Kembali dengan cerita Pak Edy. Beliau menyampaikan, aturan di tempat kerjanya, bila seseorang pekerja melakukan kesalahan karena melanggar SOP, atau keteledoran kerja, bahkan mungkin melakukan kesalahan fatal karena kurangnya pengetahuan. Maka sangsinya masih dikatagorikan sebagai human error. Maksudnya, masih bisa ditoleransi, namun tetap ada konsewensi yang harus dipertangungjawabkan oleh pekerja tersebut.

Berbeda halnya bila itu karena attitude. Contoh, pernah ada karyawan mengajukan klaim kwitansi biaya kacamata pada sebuah optik ke perusahaan. Padahal yang bersangkutan tidak pernah memakai kacamata saat bekerja. Uang pengganti belum cair. Dan saat pengaduan aproval ke atasan, bukannya persetujuan. Malahan, keluar surat pemutusan kerja. Saat beliau tanya ke atasannya orang luar negeri tersebut. “Kenapa tidak ada konfirmasi atau peringatan?” dengan tegas pimpinan menjawab “No mercy for bad attitude”.

Kita berteman tapi bukan berpartner

Mendengar cerita Pak Edy. Saya teringat dengan pertanyaan seorang pemirsa yang hadir di program tapping Mario Teguh Golden Ways. “Pak Mario, apa yang harus kita lakukan terhadap karyawan yang pernah berlaku curang (tidak jujur) di perusahaan?” Bapak Mario memberi saran “Maafkan dia, tapi jangan izinkan dia mengulangi perbuatannya lagi, dengan cara menjadikan dia hanya sebagai teman, tapi bukan sebagai karyawan Anda lagi (pecat).”

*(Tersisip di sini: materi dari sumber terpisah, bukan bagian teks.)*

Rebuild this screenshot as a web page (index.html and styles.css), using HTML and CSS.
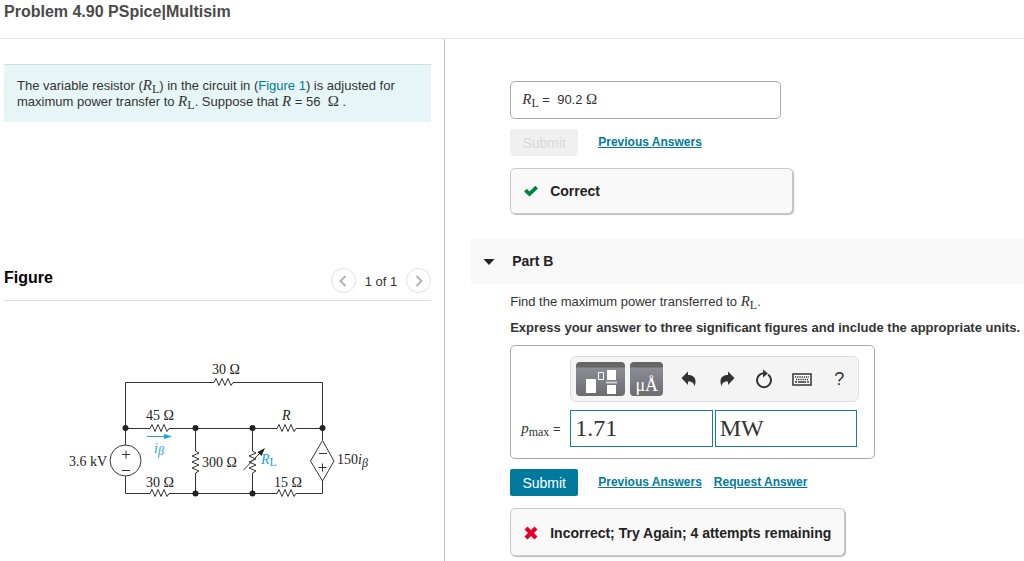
FILE: index.html
```html
<!DOCTYPE html>
<html lang="en">
<head>
  <meta charset="UTF-8">
  <meta name="viewport" content="width=device-width, initial-scale=1.0">
  <title>Problem 4.90 PSpice|Multisim</title>
  <link rel="stylesheet" href="styles.css">
</head>
<body>

  <header class="page-header">
    <h1 class="page-title">Problem 4.90 PSpice|Multisim</h1>
  </header>

  <main class="columns">
    <section class="problem">
      <p class="intro">The variable resistor (<span class="math"><i>R</i><sub>L</sub></span>) in the circuit in (<a href="#figure" class="figure-link">Figure 1</a>) is adjusted for maximum power transfer to <span class="math"><i>R</i><sub>L</sub></span>. Suppose that <span class="math"><i>R</i></span> = 56 &nbsp;<span class="math">Ω</span> .</p>

      <div class="figure-header" id="figure">
        <h2 class="figure-title">Figure</h2>
        <div class="pager">
          <button class="pager-button" aria-label="Previous figure">
            <svg width="8" height="12" viewBox="0 0 8 12"><path d="M6.500 1L1.500 6l5 5"/></svg>
          </button>
          <span class="pager-text">1 of 1</span>
          <button class="pager-button" aria-label="Next figure">
            <svg width="8" height="12" viewBox="0 0 8 12"><path d="M1.500 1l5 5-5 5"/></svg>
          </button>
        </div>
      </div>

      <svg class="circuit" width="310" height="140" viewBox="65 360 310 140">
        <!-- wires -->
        <g class="wire">
          <path d="M125.500 445V382.500H214l2 -4 3 7 3 -7 3 7 3 -7 3 7 2 -3H322.500V440"/>
          <path d="M125.500 428.500H150l2 -4 3 7 3 -7 3 7 3 -7 3 7 2 -3H277l2 -4 3 7 3 -7 3 7 3 -7 3 7 2 -3H322"/>
          <path d="M125.500 476V493.500H150l2 -4 3 7 3 -7 3 7 3 -7 3 7 2 -3H277l2 -4 3 7 3 -7 3 7 3 -7 3 7 2 -3H322.500V481"/>
          <path d="M195.500 428V451l3.500 2 -7 3 7 3 -7 3 7 3 -7 3 7 3 -3.500 2V494"/>
          <path d="M252.500 428V451l3.500 2 -7 3 7 3 -7 3 7 3 -7 3 7 3 -3.500 2V494"/>
          <circle cx="125.500" cy="460.500" r="15.500"/>
          <path d="M322.500 440.500L334 461l-11.500 20L310.500 461z"/>
          <path d="M122 454.500h8M126 450.500v8M122 470.500h8M319 453.500h8M318.500 467.500h8M322.500 463.500v8"/>
          <path d="M243.500 470L260 453"/>
        </g>
        <path class="ink" d="M265 448l-3.500 8-4-4z"/>
        <g class="ink">
          <circle cx="125.500" cy="428" r="3"/>
          <circle cx="195.500" cy="428" r="3"/>
          <circle cx="252.500" cy="428" r="3"/>
          <circle cx="322.500" cy="428" r="3"/>
          <circle cx="195.500" cy="493.500" r="3"/>
          <circle cx="252.500" cy="493.500" r="3"/>
        </g>
        <!-- current direction -->
        <path class="current" d="M147 436h17v-2l8 2.500-8 2.500v-2h-17z"/>
        <!-- labels -->
        <g class="label">
          <text x="212" y="374">30 Ω</text>
          <text x="146" y="420">45 Ω</text>
          <text x="146" y="487">30 Ω</text>
          <text x="274" y="487">15 Ω</text>
          <text x="202" y="467">300 Ω</text>
          <text x="69" y="466">3.6 kV</text>
          <text x="282" y="420" class="var">R</text>
          <text x="337" y="464">150<tspan class="var">i</tspan><tspan class="var small" dy="3">β</tspan></text>
          <text x="154" y="453" class="blue var">i<tspan class="small" dy="2">β</tspan></text>
          <text x="261" y="464" class="blue"><tspan class="var">R</tspan><tspan class="small" dy="2">L</tspan></text>
        </g>
      </svg>
    </section>

    <section class="answers">
      <div class="part-body">
        <div class="given-answer"><span class="math"><i>R</i><sub>L</sub></span> = &nbsp;90.2 <span class="math">Ω</span></div>
        <div class="actions">
          <button class="submit-button" disabled>Submit</button>
          <a href="#" class="action-link">Previous Answers</a>
        </div>
        <div class="feedback feedback-correct">
          <svg width="14" height="12" viewBox="0 0 14 12"><path d="M0 6.500L2.800 3.800 5.500 6.500 11.300 0.700 14 3.400 5.500 11.500z" fill="#00843d"/></svg>
          <span>Correct</span>
        </div>
      </div>

      <button class="part-header" aria-expanded="true">
        <svg width="12" height="6" viewBox="0 0 12 6"><path d="M0.500 0h11L6 6z" fill="#222"/></svg>
        <span>Part B</span>
      </button>

      <div class="part-body">
        <p class="question">Find the maximum power transferred to <span class="math"><i>R</i><sub>L</sub></span>.</p>
        <p class="instruction">Express your answer to three significant figures and include the appropriate units.</p>

        <div class="answer-box">
          <div class="toolbar">
            <button class="template-button" aria-label="Templates">
              <svg width="32" height="26" viewBox="0 0 32 26">
                <g fill="#fff">
                  <path d="M1 10h10v14H1zM22 1h9v10h-9zM22 16h9v9h-9z"/>
                  <path d="M21 12.500h11v2H21z" fill="#d2d2d6"/>
                </g>
                <path d="M13.500 3.500h5v7h-5z" fill="none" stroke="#fff"/>
              </svg>
            </button>
            <button class="units-button" aria-label="Symbols">μÅ</button>
            <button class="tool-button" aria-label="Undo">
              <svg width="16" height="16" viewBox="0 0 16 16"><path d="M7 0.500v3.500c5 0 7.500 2.500 7.500 6.500 0 2-.5 3.500-1.500 5 .3-3.500-1.500-5-6-5v3.500L0.500 7z"/></svg>
            </button>
            <button class="tool-button" aria-label="Redo">
              <svg width="16" height="16" viewBox="0 0 16 16"><path d="M9 0.500v3.500c-5 0-7.500 2.500-7.500 6.500 0 2 .5 3.500 1.500 5-.3-3.500 1.500-5 6-5v3.500L15.500 7z"/></svg>
            </button>
            <button class="tool-button" aria-label="Reset">
              <svg width="18" height="20" viewBox="0 0 18 20"><path d="M13.200 5.600A7 7 0 1 1 4.800 5.600M4.800 5.600Q6.500 4.300 9 4.300" fill="none" stroke="#333" stroke-width="2"/><path d="M8 0.500l5 4-5 4z"/></svg>
            </button>
            <button class="tool-button" aria-label="Keyboard">
              <svg width="20" height="13" viewBox="0 0 20 13"><path d="M1 1h18v11H1z" fill="#fff" stroke="#333" stroke-width="1.500"/><path d="M3 4h14M4 6.500h12" fill="none" stroke="#333" stroke-width="1.300" stroke-dasharray="1.300 .9"/><path d="M3 9h2M6 9h8M15 9h2" stroke="#333" stroke-width="1.300"/></svg>
            </button>
            <button class="tool-button help" aria-label="Help">?</button>
          </div>
          <label for="value" class="answer-label"><span class="math"><i>p</i><sub>max</sub></span> =</label>
          <div class="answer-inputs">
            <input type="text" id="value" class="answer-input" value="1.71">
            <input type="text" id="units" class="answer-input" value="MW" aria-label="Units">
          </div>
        </div>

        <div class="actions">
          <button class="submit-button">Submit</button>
          <a href="#" class="action-link">Previous Answers</a>
          <a href="#" class="action-link">Request Answer</a>
        </div>
        <div class="feedback feedback-incorrect">
          <svg width="14" height="14" viewBox="0 0 14 14"><path d="M3.500 0.500L7 4 10.500 0.500 13.500 3.500 10 7 13.500 10.500 10.500 13.500 7 10 3.500 13.500 0.500 10.500 4 7 0.500 3.500z" fill="#e0002a"/></svg>
          <span>Incorrect; Try Again; 4 attempts remaining</span>
        </div>
      </div>
    </section>
  </main>

</body>
</html>
```
FILE: styles.css
```css
* {
  box-sizing: border-box;
}

body {
  margin: 0;
  min-height: 100vh;
  display: flex;
  flex-direction: column;
  background: #fff;
  color: #333;
  font-family: "Liberation Sans", Arial, sans-serif;
  font-size: 13px;
  line-height: 16px;
}

h1, h2, p {
  margin: 0;
}

button, input {
  font-family: inherit;
  cursor: pointer;
}

svg {
  flex: none;
}

.math {
  font-family: "Liberation Serif", "Times New Roman", serif;
  font-size: 15px;
  line-height: 1px;
}

.math sub {
  font-size: 12px;
  line-height: 1px;
  vertical-align: -3px;
}

.page-header {
  padding: 2px 4px 16px;
  border-bottom: 1px solid #e3e3e3;
}

.page-title {
  font-size: 16px;
  line-height: 20px;
  color: #4a4a4a;
}

.columns {
  flex: 1;
  display: grid;
  grid-template-columns: 10fr 13fr;
}

/* left column */
.problem {
  padding: 25px 13px 0 4px;
  border-right: 1px solid #b4c2d3;
}

.intro {
  padding: 13px 13px 12px;
  background: #e6f6f6;
  border-top: 1px solid #d5dcdf;
}

.figure-link {
  color: #007a9c;
  text-decoration: none;
}

.figure-header {
  display: flex;
  justify-content: space-between;
  margin-top: 146px;
  padding-bottom: 7px;
  border-bottom: 1px solid #e0e0e0;
}

.figure-title {
  font-size: 16px;
  line-height: 20px;
  color: #000;
}

.pager {
  display: flex;
  align-items: center;
  gap: 9px;
}

.pager-text {
  font-size: 13px;
  padding-top: 3px;
}

.pager-button {
  width: 25px;
  height: 25px;
  padding: 0;
  display: flex;
  align-items: center;
  justify-content: center;
  background: #fff;
  border: 1px solid #e0e0e0;
  border-radius: 50%;
}

.pager-button path {
  fill: none;
  stroke: #b5b5b5;
  stroke-width: 2;
}

.circuit {
  display: block;
  margin: 59px 0 0 61px;
}

.wire {
  fill: none;
  stroke: #333;
  stroke-width: 1;
}

.ink {
  fill: #222;
}

.current, .label .blue {
  fill: #1ba3dc;
}

.label {
  font-family: "Liberation Serif", "Times New Roman", serif;
  font-size: 14px;
  fill: #222;
}

.label .var {
  font-style: italic;
}

.label .small {
  font-size: 12px;
}

/* right column */
.answers {
  padding: 42px 0 5px 26px;
}

.part-body {
  padding-left: 39px;
}

.given-answer {
  width: 271px;
  padding: 10px 11px;
  border: 1px solid #aaa;
  border-radius: 5px;
}

.actions {
  display: flex;
  align-items: center;
  gap: 12px;
  margin: 10px 0 12px;
}

.submit-button {
  width: 68px;
  height: 27px;
  margin-right: 8px;
  padding: 0;
  font-size: 14px;
  color: #fff;
  background: #007a9c;
  border: none;
  border-radius: 2px;
}

.submit-button:disabled {
  color: #d8d8d8;
  background: #f0f0f0;
}

.action-link {
  font-size: 12px;
  line-height: 14px;
  padding-bottom: 2px;
  font-weight: bold;
  color: #007a9c;
}

.feedback {
  display: flex;
  align-items: center;
  gap: 12px;
  width: fit-content;
  padding: 14px 13px;
  font-size: 14px;
  font-weight: bold;
  color: #222;
  background: #f9f9f9;
  border: 1px solid #c8c8c8;
  border-radius: 5px;
  box-shadow: 1px 1px 1px #bbb;
}

.feedback-correct {
  width: 283px;
}

.feedback-incorrect {
  padding: 16px 13px 14px;
}

.part-header {
  width: 100%;
  margin: 25px 0 10px;
  padding: 14px 12px;
  display: flex;
  align-items: center;
  gap: 17px;
  font-size: 14px;
  line-height: 17px;
  font-weight: bold;
  color: #222;
  background: #f8f8f8;
  border: none;
}

.instruction {
  margin-top: 10px;
  font-weight: bold;
}

.answer-box {
  display: grid;
  grid-template-columns: 49px 1fr;
  row-gap: 8px;
  align-items: center;
  width: 365px;
  margin-top: 9px;
  padding: 10px 15px 11px 10px;
  border: 1px solid #aaa;
  border-radius: 5px;
}

.toolbar {
  grid-column: 2;
  display: flex;
  align-items: center;
  height: 46px;
  padding: 0 0 0 5px;
  background: #f4f4f4;
  border: 1px solid #ddd;
  border-radius: 6px;
}

.template-button, .units-button {
  height: 34px;
  margin-right: 5px;
  padding: 5px 0 0;
  display: flex;
  align-items: center;
  justify-content: center;
  color: #fff;
  background: linear-gradient(#666 0, #666 5px, #8c8c96 6px, #6c6c70 100%);
  border: none;
  border-radius: 4px;
}

.template-button {
  width: 49px;
}

.units-button {
  width: 33px;
  margin-right: 7px;
  padding-top: 12px;
  font-family: "Liberation Serif", "Times New Roman", serif;
  font-size: 18px;
}

.tool-button {
  flex: 1;
  height: 34px;
  padding: 0;
  display: flex;
  align-items: center;
  justify-content: center;
  color: #333;
  background: none;
  border: none;
}

.tool-button svg {
  fill: #333;
}

.help {
  font-size: 18px;
}

.answer-label {
  font-size: 13px;
}

.answer-inputs {
  display: grid;
  grid-template-columns: 1fr 1fr;
  gap: 2px;
  padding-right: 2px;
}

.answer-input {
  width: 100%;
  height: 37px;
  padding: 0 4px;
  font-family: "Liberation Serif", "Times New Roman", serif;
  font-size: 24px;
  color: #333;
  border: 1px solid #187c9c;
  cursor: text;
}
```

Demikianpula seorang teman trainer yang menetap di Bogor. Daurie Bintang. Setiap diskusi tentang tangungjawab trainer. Dia selalu membahas tentang attitude. Contoh kasus, ada temannya yang mau mengikuti training, tapi belum mempunyai uang untuk mengikuti saat itu. Maka teman saya Daurie memberi keringanan kepada calon peserta membayar secara mengangsur. Dan cara pembayaran, berapa kali serta berapa lama? si calon peserta mau ikut pelatihan sendiri yang menentukan.

Singkat cerita, tibalah hari angsuran pertama. Ternyata saat Daurie mengecek di rekeningnya, tidak ada transferan yang masuk. Langsung saat itu Rie memutuskan memaafkan temannya. Tetapi, ada keputusan baru terhadap temannya itu. Dia adalah seorang teman, tapi tidak pantas sebagai partner, terutama dalam bisnis. 

Attitude is everythings

Saya bahkan pernah berpikir. Bila ada mahasiswa terpintar dan pas-pasan, dalam hal angka yang tertera di ijazah. Saya yakin, saat mereka lulus dan melamar kerja. Maka, HRD akan memutuskan untuk menerima siapa yang pantas bekerja, bukan karena angka yang mereka peroleh, tetapi lebih karena attiude yang melekat pada diri mereka. Karena, attitude lebih utama dibandingkan hal lainnya. Atau bahasa kerennya attitude is everythings. Anda setuju?